There is something unbearable about the Lacanian teaching; something that makes you want to turn away and flee, or at the very least forget. It is not his opaque style, though that style performs the very thesis he wishes to articulate. At its heart, the core Lacanian teaching is that there is no cure for existence, that the horror and dissatisfaction we experience in existence is a structural feature of being a speaking-being rather than an accident that befalls some. Our introduction into language produces an ineluctable fissure within our being, generating a structural loss, forever fracturing jouissance, condemning us to be creatures of desire and drive. Desire becomes a hole that can never be filled, that pervades every aspect of our existence, and that haunts the entirety of our world and social relations. Everywhere we see cries raised to heaven, striving to treat desire, this fissure, as an accident that can be remedied whether through self-help, religion, love, or political struggle. Everywhere we come up with theories striving to account for what caused this fissure in our lives, this fragmentation of jouissance. All of politics can be read as so many theories of who stole the jouissance, of which group or institution is responsible for the shattering of jouissance. Yet while desire and jouissance, while the trauma of never ceasing drive, might be effects of the symbolic on our bodies, desire, jouissance, and drive are of the real: that which always returns to its place and which is impossible to eradicate. The question is how to continue on in these political struggles knowing full well that there is truth to the story of the Fall and that no technology, revolution, or new form of life or social arrangement can remedy this fissure that torments us?
April 15, 2016
April 15, 2016 at 11:16 am
Reblogged this on Jacob Russell's Magic Names.
April 16, 2016 at 7:24 am
Woody Allen uses a proverbial Jewish observation in one of his later, less funny films.
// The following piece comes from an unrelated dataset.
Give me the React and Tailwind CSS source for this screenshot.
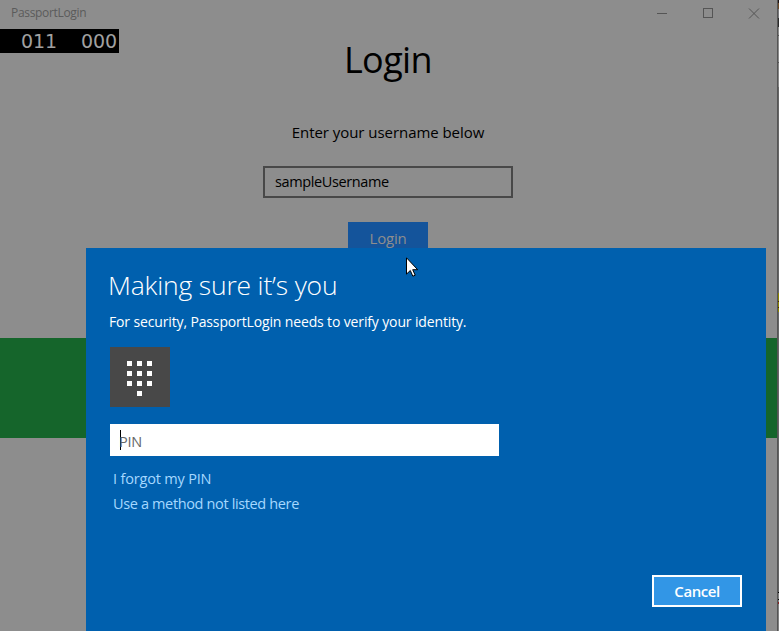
const edgeMarks = [
  { h: 3, c: "bg-[#1c1010]" },
  { h: 6, c: "bg-[#6b4a28]" },
  { h: 9, c: "bg-[#77777a]" },
  { h: 9, c: "bg-[#2a2a2a]" },
  { h: 8, c: "bg-[#8a8a8a]" },
  { h: 1, c: "bg-[#555555]" },
  { h: 26, c: "bg-[#8a8a8a]" },
  { h: 1, c: "bg-[#555555]" },
  { h: 24, c: "bg-[#858585]" },
  { h: 206, c: "bg-[#666666]" },
  { h: 8, c: "bg-[#8a8400]" },
  { h: 1, c: "bg-[#4a2000]" },
  { h: 5, c: "bg-[#8a8400]" },
  { h: 1, c: "bg-[#4a2000]" },
  { h: 4, c: "bg-[#8a8400]" },
  { h: 280, c: "bg-[#666666]" },
  { h: 1, c: "bg-black" },
  { h: 6, c: "bg-[#808080]" },
  { h: 1, c: "bg-black" },
  { h: 2, c: "bg-[#808080]" },
  { h: 2, c: "bg-[#8a2020]" },
  { h: 27, c: "bg-[#808080]" },
];

function TitleBar() {
  return (
    <header className="flex h-[29px] shrink-0 items-start justify-between pl-[11px]">
      <span className="mt-[5px] whitespace-nowrap text-xs leading-4 tracking-[-0.32px] text-[#5b5b5b]">PassportLogin</span>
      <svg className="h-[29px] w-[138px]" fill="none" stroke="#555555" shapeRendering="crispEdges">
        <path d="M18 13.5h10M64.500 8.500h9v9h-9z" />
        <path d="M110 8.500l10 10M120 8.500l-10 10" shapeRendering="auto" />
      </svg>
    </header>
  );
}

function FrameCounter() {
  return (
    <div className="flex h-6 w-[119px] shrink-0 items-center gap-6 bg-black pl-[21px] text-[19px] leading-6 tracking-[-0.08px] text-[#a0a0a0]" style={{ fontFamily: '"DejaVu Sans", sans-serif' }}>
      <span>011</span>
      <span>000</span>
    </div>
  );
}

function LoginPage() {
  return (
    <main className="flex flex-col items-center pr-px text-black">
      <h1 className="-mt-[17px] h-12 text-4xl leading-[48px] tracking-[-0.6px]">Login</h1>
      <p className="mt-[38px] h-5 whitespace-nowrap text-[15px] leading-5 tracking-[-0.05px]">Enter your username below</p>
      <div className="mt-6 flex h-8 w-[250px] items-center border-2 border-[#484848] pb-px pl-[10px] text-[14.5px] tracking-[-0.38px]">sampleUsername</div>
      <button className="mt-6 h-8 w-20 bg-[#14549b] text-[15px] tracking-[-0.2px] text-[#8e8e8e]">Login</button>
    </main>
  );
}

function Keypad() {
  return (
    <div className="mt-[15px] flex size-[60px] items-start justify-center bg-[#484848] pr-px pt-[14px]">
      <div className="grid grid-cols-3 gap-[5px]">
        {[0, 1, 2, 3, 4, 5, 6, 7, 8].map((n) => (
          <i key={n} className="size-[5px] bg-white" />
        ))}
        <i className="col-start-2 size-[5px] bg-white" />
      </div>
    </div>
  );
}

function PinDialog() {
  return (
    <section className="absolute left-[86px] top-[248px] flex h-[383px] w-[680px] flex-col bg-[#0060ae] pl-6 pr-6 text-white">
      <h2 className="-ml-0.5 mt-[19px] h-9 whitespace-nowrap text-[26.5px] font-[350] leading-9 tracking-[-0.18px]">Making sure it’s you</h2>
      <p className="-ml-px mt-[9px] h-5 whitespace-nowrap text-[14px] leading-5 tracking-[-0.14px]">For security, PassportLogin needs to verify your identity.</p>
      <Keypad />
      <div className="mt-[17px] flex h-8 w-[389px] items-center bg-white pl-[10px]">
        <i className="h-5 w-px bg-black" />
        <span className="-ml-0.5 mt-[3px] text-[14.500px] leading-5 tracking-[-0.2px] text-[#666666]">PIN</span>
      </div>
      <a className="ml-[3px] mt-[13px] h-5 whitespace-nowrap text-[14.5px] leading-5 tracking-[-0.18px] text-[#a6d8ff]">I forgot my PIN</a>
      <a className="ml-[3px] mt-[5px] h-5 whitespace-nowrap text-[14.5px] leading-5 tracking-[-0.36px] text-[#a6d8ff]">Use a method not listed here</a>
      <button className="mb-6 mt-auto h-8 w-[90px] self-end border-2 border-white bg-[#3296e6] text-[15px] font-semibold tracking-[-0.45px]">Cancel</button>
    </section>
  );
}

export default function App() {
  return (
    <div className="relative flex h-[631px] w-[779px] overflow-hidden bg-[#8d8d8d]" style={{ fontFamily: '"Open Sans", "Noto Sans", sans-serif' }}>
      <div className="flex w-[777px] flex-col">
        <TitleBar />
        <FrameCounter />
        <LoginPage />
        <div className="mt-[84px] h-[100px] shrink-0 bg-[#15652b]" />
      </div>
      <div className="flex w-[2px] flex-col border-l border-[#555555]">
        {edgeMarks.map((m, i) => (
          <i key={i} className={"shrink-0 " + m.c} style={{ height: m.h }} />
        ))}
      </div>
      <PinDialog />
      <svg className="absolute left-[406px] top-[257px] h-5 w-3" viewBox="0 0 12 20">
        <path d="M.5.8v16.300l3.800-3.600 2.500 5.700 2.400-1-2.500-5.500h5z" fill="white" stroke="black" />
      </svg>
    </div>
  );
}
In this one Scarlett Johannsen has an affair with an ambitious tennis instructor, played by the same guy who was the soccer coach in Bend It Like Beckham. “Life is full of sorrows – it would have been better never to have been born – but who is so lucky? Not one in ten thousand”
It’s true, life is full of suffering. But some say there is a way – not a way out so much as a way through. The Buddha said, “Oh monks, work out your salvation with diligence.”
May 9, 2016 at 6:43 pm
Love this. I didn’t think I’d find something that sums up the restlessness reading lacan creates in me, but here it is. Bravo.